● What you are asked to do
Locate each line of the material that contains "index", then return it.

• • • • •

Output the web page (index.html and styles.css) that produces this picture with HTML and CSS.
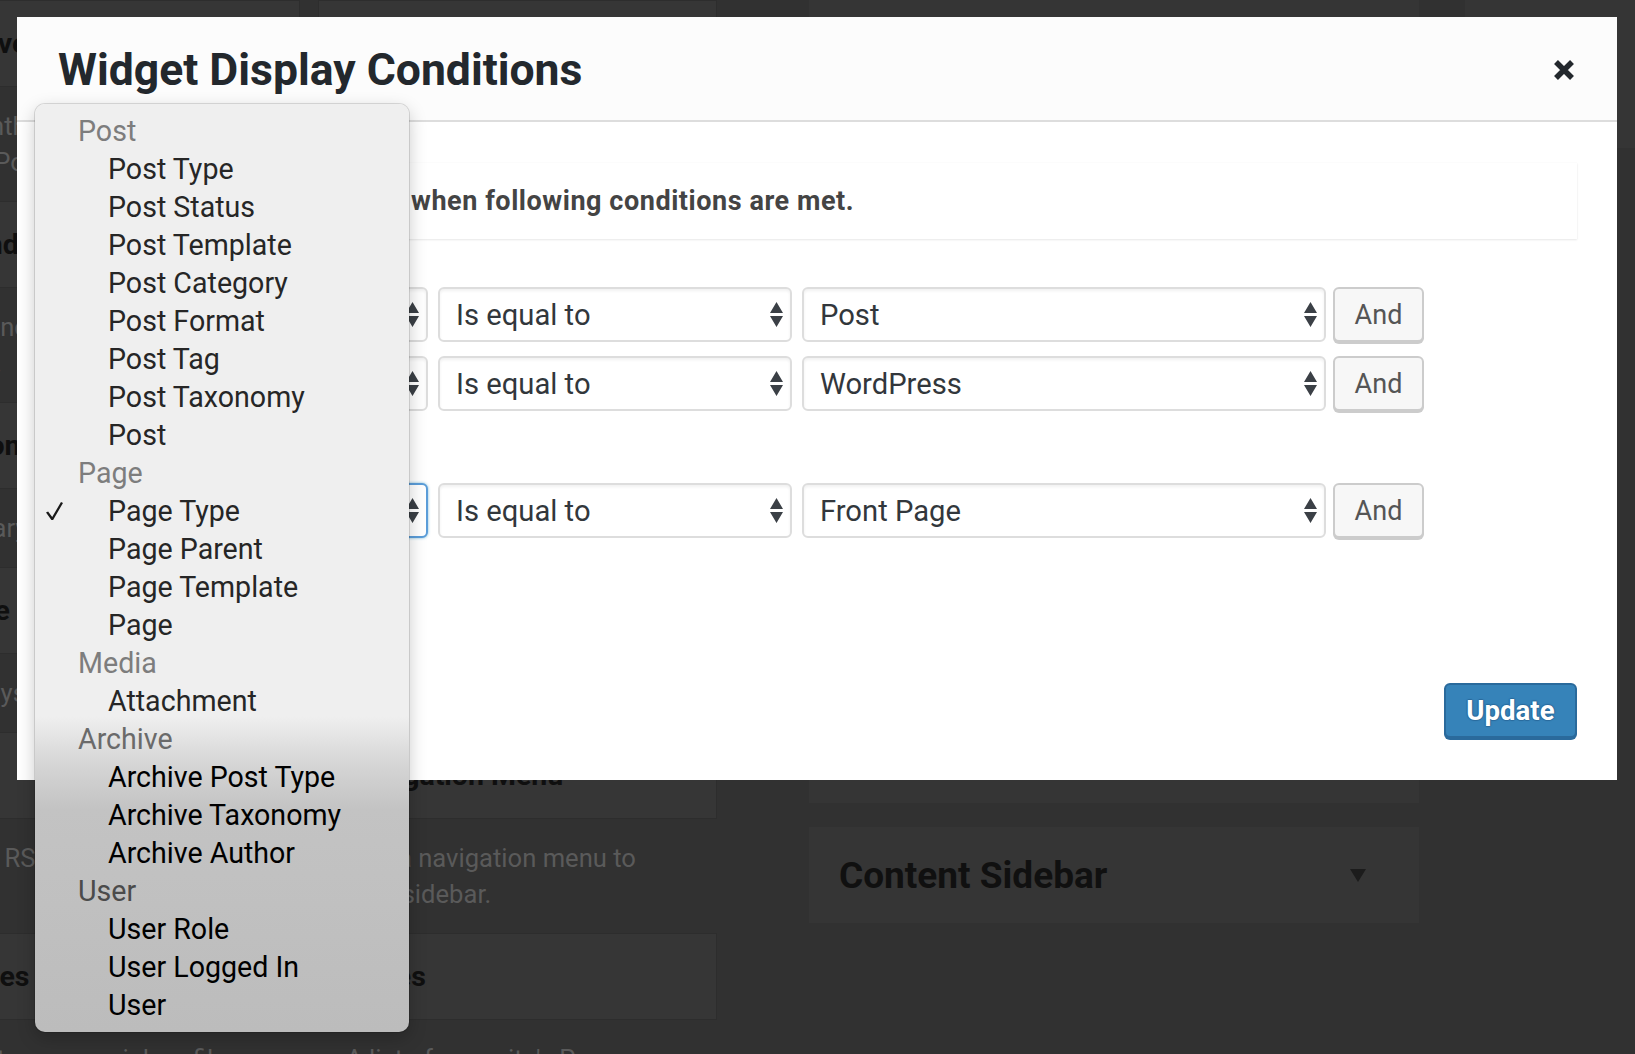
FILE: index.html
```html
<!DOCTYPE html>
<html lang="en">
<head>
<meta charset="utf-8">
<title>Widget Display Conditions</title>
<link rel="stylesheet" href="styles.css">
</head>
<body>
<div class="admin">
  <div class="col col-a">
    <div class="wtop">Archives</div>
    <div class="wdesc">A monthly archive of your<br>site's Posts.</div>
    <div class="wtop">Calendar</div>
    <div class="wdesc">A calendar of your site's<br>Posts.</div>
    <div class="wtop">Custom HTML</div>
    <div class="wdesc">Arbitrary HTML code.</div>
    <div class="wtop">Image</div>
    <div class="wdesc">Displays an image.</div>
    <div class="wtop">Meta</div>
    <div class="wdesc">Login, RSS, &amp; WordPress.org<br>links.</div>
    <div class="wtop">Profiles</div>
    <div class="wdesc">Links to your social profiles.</div>
  </div>
  <div class="col col-b">
    <div class="wtop">Audio</div>
    <div class="wdesc">Displays an audio<br>player.</div>
    <div class="wtop">Categories</div>
    <div class="wdesc">A list or dropdown of<br>categories.</div>
    <div class="wtop">Gallery</div>
    <div class="wdesc">Displays an image gallery.</div>
    <div class="wtop">Media</div>
    <div class="wdesc">Displays a media file.</div>
    <div class="wtop">Navigation Menu</div>
    <div class="wdesc">Add a navigation menu to<br>your sidebar.</div>
    <div class="wtop">Pages</div>
    <div class="wdesc">A list of your site's Pages.</div>
  </div>
  <div class="col col-c">
    <div class="sidebar sidebar-open"></div>
    <div class="sidebar">
      <h2 class="sidebar-name">Content Sidebar</h2>
      <span class="caret"></span>
    </div>
  </div>
  <div class="col col-d">
    <div class="sidebar sidebar-short"></div>
  </div>
</div>

<div class="modal">
  <header class="modal-head">
    <h1 class="modal-title">Widget Display Conditions</h1>
    <button class="close" aria-label="Close">
      <svg viewBox="0 0 22 22" width="22" height="22"><path d="M3 3 19 19M19 3 3 19" stroke="#23282d" stroke-width="5.5" fill="none"/></svg>
    </button>
  </header>
  <div class="modal-body">
    <div class="notice">Display this widget only when following conditions are met.</div>

    <div class="rules">
      <div class="rule">
        <div class="select s1"><span>Post Type</span><svg class="arrows" viewBox="0 0 13 25" width="13" height="25"><path d="M0 11 6.5 0 13 11ZM0 14 13 14 6.5 25Z"/></svg></div>
        <div class="select s2"><span>Is equal to</span><svg class="arrows" viewBox="0 0 13 25" width="13" height="25"><path d="M0 11 6.5 0 13 11ZM0 14 13 14 6.5 25Z"/></svg></div>
        <div class="select s3"><span>Post</span><svg class="arrows" viewBox="0 0 13 25" width="13" height="25"><path d="M0 11 6.5 0 13 11ZM0 14 13 14 6.5 25Z"/></svg></div>
        <button class="btn">And</button>
      </div>
      <div class="rule">
        <div class="select s1"><span>Post Category</span><svg class="arrows" viewBox="0 0 13 25" width="13" height="25"><path d="M0 11 6.5 0 13 11ZM0 14 13 14 6.5 25Z"/></svg></div>
        <div class="select s2"><span>Is equal to</span><svg class="arrows" viewBox="0 0 13 25" width="13" height="25"><path d="M0 11 6.5 0 13 11ZM0 14 13 14 6.5 25Z"/></svg></div>
        <div class="select s3"><span>WordPress</span><svg class="arrows" viewBox="0 0 13 25" width="13" height="25"><path d="M0 11 6.5 0 13 11ZM0 14 13 14 6.5 25Z"/></svg></div>
        <button class="btn">And</button>
      </div>
    </div>

    <div class="or">or</div>

    <div class="rules">
      <div class="rule">
        <div class="select s1 focus"><span>Page Type</span><svg class="arrows" viewBox="0 0 13 25" width="13" height="25"><path d="M0 11 6.5 0 13 11ZM0 14 13 14 6.5 25Z"/></svg></div>
        <div class="select s2"><span>Is equal to</span><svg class="arrows" viewBox="0 0 13 25" width="13" height="25"><path d="M0 11 6.5 0 13 11ZM0 14 13 14 6.5 25Z"/></svg></div>
        <div class="select s3"><span>Front Page</span><svg class="arrows" viewBox="0 0 13 25" width="13" height="25"><path d="M0 11 6.5 0 13 11ZM0 14 13 14 6.5 25Z"/></svg></div>
        <button class="btn">And</button>
      </div>
    </div>

    <div class="actions">
      <button class="btn-primary">Update</button>
    </div>
  </div>
</div>

<div class="menu">
  <div class="opt grp">Post</div>
  <div class="opt"><span class="tick"></span>Post Type</div>
  <div class="opt"><span class="tick"></span>Post Status</div>
  <div class="opt"><span class="tick"></span>Post Template</div>
  <div class="opt"><span class="tick"></span>Post Category</div>
  <div class="opt"><span class="tick"></span>Post Format</div>
  <div class="opt"><span class="tick"></span>Post Tag</div>
  <div class="opt"><span class="tick"></span>Post Taxonomy</div>
  <div class="opt"><span class="tick"></span>Post</div>
  <div class="opt grp">Page</div>
  <div class="opt"><span class="tick"><svg viewBox="0 0 17 18" width="17" height="18"><path d="M0 10.4 2.1 9.4 6.2 15 15 0 17 .9 7.1 18H5.4Z" fill="#1a1a1a"/></svg></span>Page Type</div>
  <div class="opt"><span class="tick"></span>Page Parent</div>
  <div class="opt"><span class="tick"></span>Page Template</div>
  <div class="opt"><span class="tick"></span>Page</div>
  <div class="opt grp">Media</div>
  <div class="opt"><span class="tick"></span>Attachment</div>
  <div class="opt grp mid">Archive</div>
  <div class="opt dk"><span class="tick"></span>Archive Post Type</div>
  <div class="opt dk"><span class="tick"></span>Archive Taxonomy</div>
  <div class="opt dk"><span class="tick"></span>Archive Author</div>
  <div class="opt grp dk">User</div>
  <div class="opt dk"><span class="tick"></span>User Role</div>
  <div class="opt dk"><span class="tick"></span>User Logged In</div>
  <div class="opt dk"><span class="tick"></span>User</div>
</div>
</body>
</html>
```

FILE: styles.css
```css
* { box-sizing: border-box; }
html, body { margin: 0; padding: 0; }
body {
  width: 1635px;
  height: 1054px;
  overflow: hidden;
  position: relative;
  background: #313131;
  font-family: Roboto, "Liberation Sans", Arial, sans-serif;
}

/* ---------- dimmed admin page ---------- */
.admin { display: flex; align-items: flex-start; }
.col { display: flex; flex-direction: column; flex: none; }
.col-a { width: 398px; margin-left: -98px; }
.col-b { width: 399px; margin-left: 18px; }
.col-c { width: 610px; margin-left: 92px; }
.col-d { width: 170px; margin-left: 46px; }

.wtop {
  height: 87px;
  background: #363636;
  border: 1px solid #2d2d2d;
  display: flex;
  align-items: center;
  padding-left: 27px;
  font-size: 28.5px;
  font-weight: 700;
  color: #0f0f0f;
  white-space: nowrap;
  overflow: hidden;
}
.wdesc {
  padding: 21px 0 21px 28px;
  font-size: 25.6px;
  line-height: 36px;
  color: #5a5a5a;
  white-space: nowrap;
}

.sidebar {
  background: #353535;
  display: flex;
  align-items: center;
  justify-content: space-between;
  padding: 0 53px 0 30px;
}
.sidebar-open { height: 803px; }
.sidebar + .sidebar { margin-top: 24px; height: 96px; }
.sidebar-short { height: 148px; }
.sidebar-name { margin: 0; font-size: 37px; font-weight: 700; color: #101010; }
.caret {
  width: 0; height: 0;
  border-left: 8px solid transparent;
  border-right: 8px solid transparent;
  border-top: 13px solid #1c1c1c;
}

/* ---------- modal ---------- */
.modal {
  position: absolute;
  left: 17px;
  top: 17px;
  width: 1600px;
  height: 763px;
  background: #fff;
  display: flex;
  flex-direction: column;
  z-index: 1;
}
.modal-head {
  flex: none;
  height: 105px;
  background: #fcfcfc;
  border-bottom: 2px solid #dddddd;
  display: flex;
  align-items: center;
  justify-content: space-between;
  padding: 2px 42px 0 41px;
}
.modal-title {
  margin: 0;
  font-size: 44.5px;
  font-weight: 700;
  color: #23282d;
}
.close {
  width: 22px;
  height: 22px;
  padding: 0;
  border: 0;
  background: none;
  display: block;
}
.close svg { display: block; }

.modal-body {
  flex: 1;
  display: flex;
  flex-direction: column;
  padding: 41px 40px 42px 40px;
}
.notice {
  height: 76px;
  flex: none;
  display: flex;
  align-items: center;
  white-space: pre;
  padding-left: 43px;
  background: #fff;
  border-left: 4px solid #fff;
  box-shadow: 0 1px 2px rgba(0,0,0,0.09), 0 0 1px rgba(0,0,0,0.06);
  font-size: 27px;
  letter-spacing: 0.55px;
  font-weight: 700;
  color: #444;
}
.rules {
  display: flex;
  flex-direction: column;
  gap: 14px;
}
.notice + .rules { margin-top: 48px; }
.rule { display: flex; align-items: flex-start; }

.select {
  height: 55px;
  border: 2px solid #dddddd;
  border-radius: 6px;
  background: #fff;
  box-shadow: inset 0 2px 3px rgba(0,0,0,0.06);
  display: flex;
  align-items: center;
  justify-content: space-between;
  padding: 0 7px 0 16px;
  font-size: 29.2px;
  color: #32373c;
  white-space: nowrap;
  flex: none;
}
.arrows { fill: #3b4046; flex: none; }
.s1 { width: 371px; }
.s2 { width: 354px; margin-left: 10px; }
.s3 { width: 524px; margin-left: 10px; }
.select.focus {
  border-color: #5b9dd9;
  box-shadow: 0 0 3px rgba(30,140,190,0.6);
}
.btn {
  flex: none;
  width: 91px;
  height: 55px;
  margin-left: 7px;
  border: 2px solid #cccccc;
  border-radius: 6px;
  background: #f7f7f7;
  box-shadow: 0 2px 0 #cccccc;
  font-family: inherit;
  font-size: 27px;
  color: #555;
  padding: 0;
}
.or {
  height: 44px;
  margin: 14px 0;
  display: flex;
  align-items: center;
  padding-left: 20px;
  font-size: 24px;
  color: #72777c;
}
.actions {
  margin-top: auto;
  display: flex;
  justify-content: flex-end;
}
.btn-primary {
  width: 133px;
  height: 55px;
  padding: 0;
  border: 2px solid #2a6a9c;
  border-radius: 6px;
  background: #3683b9;
  box-shadow: 0 2px 0 #2a6a9c;
  color: #fff;
  font-family: inherit;
  font-size: 27.6px;
  font-weight: 700;
  text-shadow: 0 -1px 1px #2a6a9c, 1px 0 1px #2a6a9c, 0 1px 1px #2a6a9c, -1px 0 1px #2a6a9c;
}

/* ---------- native popup menu ---------- */
.menu {
  position: absolute;
  left: 35px;
  top: 104px;
  width: 374px;
  padding: 8px 0;
  border-radius: 10px;
  background: linear-gradient(to bottom, #efefef 0%, #efefef 66%, #d6d6d6 71%, #c3c3c3 76%, #bcbcbc 100%);
  box-shadow: 0 0 0 1px rgba(0,0,0,0.12), 0 6px 18px rgba(0,0,0,0.22);
  font-size: 28.6px;
  color: #262626;
  z-index: 2;
}
.opt {
  height: 38px;
  display: flex;
  align-items: center;
  padding-left: 11px;
  white-space: nowrap;
}
.opt.grp { padding-left: 43px; color: #7d7d7d; }
.opt.grp.mid { color: #6a6a6a; }
.opt.dk { color: #000; }
.opt.grp.dk { color: #4b4b4b; }
.tick { width: 62px; flex: none; display: flex; align-items: center; }
.tick svg { display: block; }
```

• • • • •

● The completed task
Output the web page (index.html and styles.css) that produces this picture with HTML and CSS.
FILE: index.html
  z-index: 1;
  z-index: 2;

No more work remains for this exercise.